Scrivo le mie porcatine di sera, invece di guardare la Tv.

Prima faccio lavatrici, cucino, pulisco la cucina e cerco di stimolare mio figlio ad avere una conversazione con me, o quanto meno a prodursi in un veloce scambio di opinioni sui fatti del giorno (la scuola, nel suo caso).

Bene, ricevo in genere risposte ingrugnite da preadolescente, che non mi turbano,  se non fosse per l’abbinamento delle risposte in questione alla vita da pensionato che conduce il ragazzo.
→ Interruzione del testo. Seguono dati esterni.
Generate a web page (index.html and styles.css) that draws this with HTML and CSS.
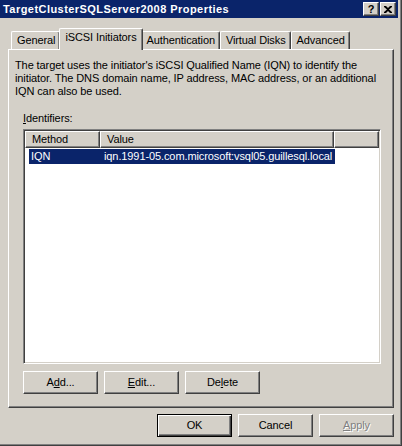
FILE: index.html
```html
<!DOCTYPE html>
<html lang="en">
<head>
    <meta charset="UTF-8">
    <title>TargetClusterSQLServer2008 Properties</title>
    <link rel="stylesheet" href="styles.css">
</head>
<body>
    <div class="window">
        <div class="titlebar">
            <span class="title">TargetClusterSQLServer2008 Properties</span>
            <div class="caption-btns">
                <div class="cap-btn help">?</div>
                <div class="cap-btn close">
                    <svg width="8" height="7" viewBox="0 0 8 7">
                        <path d="M0 0h2l2 2 2-2h2v1L5 3.5 8 6v1H6L4 5 2 7H0V6l3-2.5L0 1z" fill="#000"/>
                    </svg>
                </div>
            </div>
        </div>

        <div class="tabs">
            <div class="tab">General</div>
            <div class="tab active">iSCSI Initiators</div>
            <div class="tab">Authentication</div>
            <div class="tab">Virtual Disks</div>
            <div class="tab">Advanced</div>
        </div>

        <div class="panel">
            <p class="desc">The target uses the initiator's iSCSI Qualified Name (IQN) to identify the initiator. The DNS domain name, IP address, MAC address, or an additional IQN can also be used.</p>

            <div class="group">
                <div class="label"><u>I</u>dentifiers:</div>
                <div class="listview">
                    <div class="lv-header">
                        <div class="hcell col-method">Method</div>
                        <div class="hcell col-value">Value</div>
                        <div class="hcell col-fill"></div>
                    </div>
                    <div class="lv-row selected">
                        <span class="cell-method">IQN</span>
                        <span class="cell-value">iqn.1991-05.com.microsoft:vsql05.guillesql.local</span>
                    </div>
                </div>
                <div class="btn-row">
                    <div class="btn">A<u>d</u>d...</div>
                    <div class="btn"><u>E</u>dit...</div>
                    <div class="btn">De<u>l</u>ete</div>
                </div>
            </div>
        </div>

        <div class="dialog-btns">
            <div class="btn default">OK</div>
            <div class="btn">Cancel</div>
            <div class="btn disabled"><u>A</u>pply</div>
        </div>
    </div>
</body>
</html>
```

FILE: styles.css
```css
* {
    box-sizing: border-box;
}
body {
    margin: 0;
    background: #d4d0c8;
    font-family: "Liberation Sans", Arial, sans-serif;
    font-size: 11px;
    line-height: 13px;
    letter-spacing: -0.1px;
    color: #000;
}
.window {
    width: 402px;
    height: 446px;
    background: #d4d0c8;
    padding: 0 4px 4px 0;
    box-shadow: inset -1px -1px #404040, inset -2px -2px #808080;
}

/* title bar */
.titlebar {
    height: 18px;
    background: #0a246a;
    display: flex;
    align-items: center;
    justify-content: space-between;
    padding: 0 2px 0 3px;
}
.title {
    color: #fff;
    font-weight: bold;
    font-size: 11px;
    letter-spacing: 0.45px;
}
.caption-btns {
    display: flex;
    gap: 1px;
}
.cap-btn {
    width: 16px;
    height: 14px;
    background: #d4d0c8;
    border: 1px solid;
    border-color: #fff #404040 #404040 #fff;
    box-shadow: inset -1px -1px #808080;
    display: flex;
    align-items: center;
    justify-content: center;
    font-weight: bold;
    font-size: 11px;
    line-height: 11px;
    letter-spacing: 0;
}
.cap-btn svg {
    display: block;
}

/* tabs */
.tabs {
    display: flex;
    align-items: flex-end;
    padding: 10px 0 0 11px;
    height: 31px;
}
.tab {
    height: 18px;
    padding: 2px 4px 0 5px;
    background: #d4d0c8;
    border-top: 1px solid #fff;
    border-left: 1px solid #fff;
    border-right: 1px solid #404040;
    box-shadow: inset -1px 0 #808080;
    border-radius: 2px 2px 0 0;
    white-space: nowrap;
}
.tab.active {
    height: 22px;
    margin: 0 -2px -1px -1px;
    padding: 2px 5px 0 5px;
    position: relative;
    z-index: 1;
}

/* panel */
.panel {
    height: 359px;
    margin: 0 4px 0 8px;
    padding: 9px 0 0 6px;
    border-top: 1px solid #fff;
    border-left: 1px solid #fff;
    border-right: 1px solid #404040;
    border-bottom: 1px solid #404040;
    box-shadow: inset -1px -1px #808080;
}
.desc {
    margin: 0;
    width: 370px;
}
.group {
    margin: 14px 0 0 8px;
}
.label {
    height: 13px;
    margin-bottom: 4px;
}

/* list view */
.listview {
    width: 358px;
    height: 235px;
    background: #fff;
    border: 1px solid;
    border-color: #808080 #fff #fff #808080;
    box-shadow: inset 1px 1px #404040, inset -1px -1px #d4d0c8;
    padding: 1px;
}
.lv-header {
    display: flex;
    height: 17px;
}
.hcell {
    height: 17px;
    background: #d4d0c8;
    border: 1px solid;
    border-color: #fff #404040 #404040 #fff;
    box-shadow: inset -1px -1px #808080;
    padding: 1px 0 0 6px;
}
.col-method {
    width: 75px;
}
.col-value {
    width: 234px;
}
.col-fill {
    flex: 1;
}
.lv-row {
    display: flex;
    width: 306px;
    height: 15px;
    margin: 1px 0 0 4px;
    padding: 1px 0 0 2px;
    white-space: nowrap;
}
.lv-row.selected {
    background: #0a246a;
    color: #fff;
}
.cell-method {
    width: 73px;
    flex-shrink: 0;
}

/* buttons */
.btn-row {
    display: flex;
    gap: 6px;
    margin-top: 7px;
}
.btn {
    width: 75px;
    height: 23px;
    background: #d4d0c8;
    border: 1px solid;
    border-color: #fff #404040 #404040 #fff;
    box-shadow: inset -1px -1px #808080;
    display: flex;
    align-items: center;
    justify-content: center;
}
.btn.default {
    border: 1px solid #000;
    box-shadow: inset 1px 1px #fff, inset -1px -1px #404040, inset -2px -2px #808080;
}
.btn.disabled {
    color: #808080;
    text-shadow: 1px 1px #fff;
}
.dialog-btns {
    display: flex;
    justify-content: flex-end;
    gap: 6px;
    margin: 6px 4px 0 0;
}
```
Tommaso torna a casa da scuola alle sei, perché fa il tempo pieno, si mette DA SOLO il pigiama, e poi si sdraia sul letto, davanti al computer.
Guarda sul Pc le Tv digitali, dopo che ho distrutto la nostra televisione in un accesso di rabbia, a colpi di spazzola (per i capelli).

Tommaso non vuole fare nulla: aiutarmi a cucinare, parlare con me, spazzolare i gatti.
Niente, guarda in silenzio dei manga giapponesi, colmo di odio per la madre.

La cosa mi irrita, e comincia a irritare anche i vicini perché urlo come un animale per cercare di stanarlo dal suo letto peloso, che condivide con uno dei gatti, sempre sdraiato vicino a lui.

Non so cosa sia successo: era un bambino simpatico.

Viziato troppo? Pappa sempre pronta? Mai nessuna richiesta di prestazione? Neanche quelle minime che si fanno ai bambini?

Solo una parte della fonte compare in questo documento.